Ora, não percebemos na citação precedente um argumento similar ao formulado por Nietzsche em uma obra redigida no mesmo período de O Anticristo: "Minha fórmula para a grandeza do homem é amor fati: nada querer diferente, seja para trás, seja para a frente, seja em toda a eternidade. Não suportar apenas o necessário, menos ainda ocultá-lo - todo idealismo é mendacidade ante o necessário - mas amá-lo...(Ecce Homo, "Por que sou tão inteligente", §10). Jesus então teria realizado a experiência trágica do amor fati? Mediante as colocações precedentes, poderíamos dizer que sim. Portanto, Jesus, tal como apresentado por Nietzsche, concilia em sua existência evangélica a beatitude e a disposição trágica para a legitimação das situações mais intensas da vida, mesmo a dor.

Afirmando as qualidades valorativas de Jesus no contexto de sua vida evangélica, Nietzsche exibe claramente que sua filosofia não é um combate contra qualquer tipo de Religião pelo fato de ela ser uma Religião, mas apenas contra as disposições morais religiosas que promovem um adoecimento contínuo do psiquismo humano, empobrecendo as suas valorações e sua própria vida.
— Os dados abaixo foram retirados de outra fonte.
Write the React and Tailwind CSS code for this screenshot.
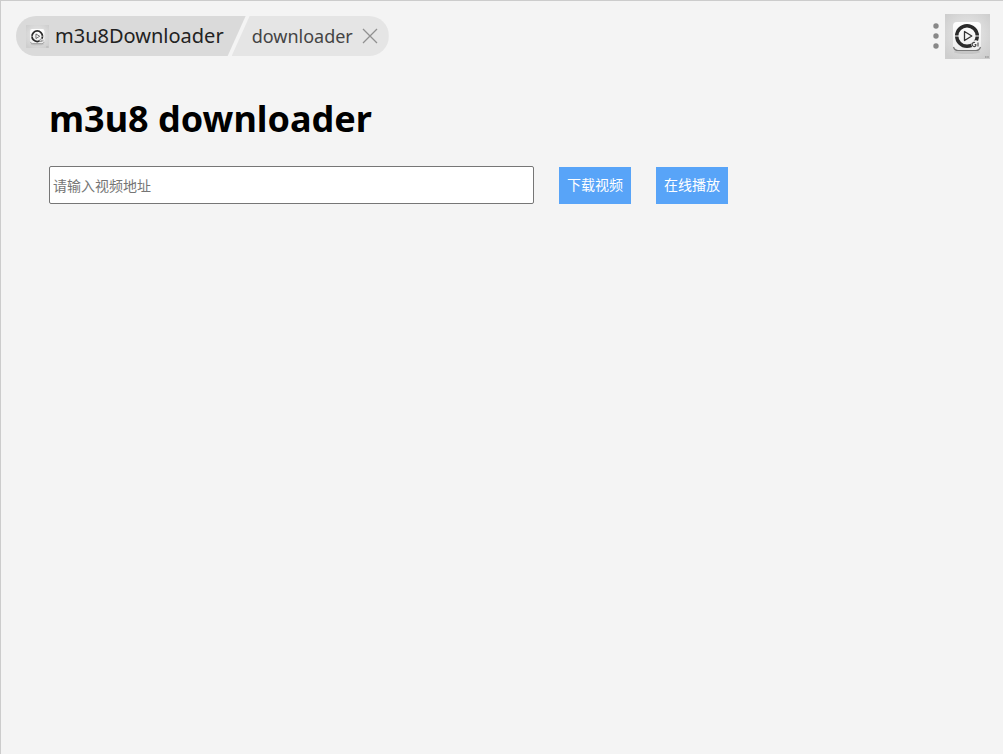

Jesus se manifesta no discurso nietzschiano como um personagem "amoral", acima da perspectiva normativa de conduta, e é tal qualidade que lhe permitiu proclamar uma genuína relação imanente com o divino, para além de toda a influência externa das determinações sacerdotais e dos seus mecanismos de controle via insuflação de conceitos imaginários, especialmente o "pecado" e o "temor a Deus".

A atividade evangélica de Jesus, destituída de toda manipulação teológica, filológica e ideológica operada por seus seguidores, representa então a efetiva possibilidade de uma compreensão afirmativa da vivência religiosa, justamente por se posicionar para além dos juízos morais de valores, para além de bem e de mal.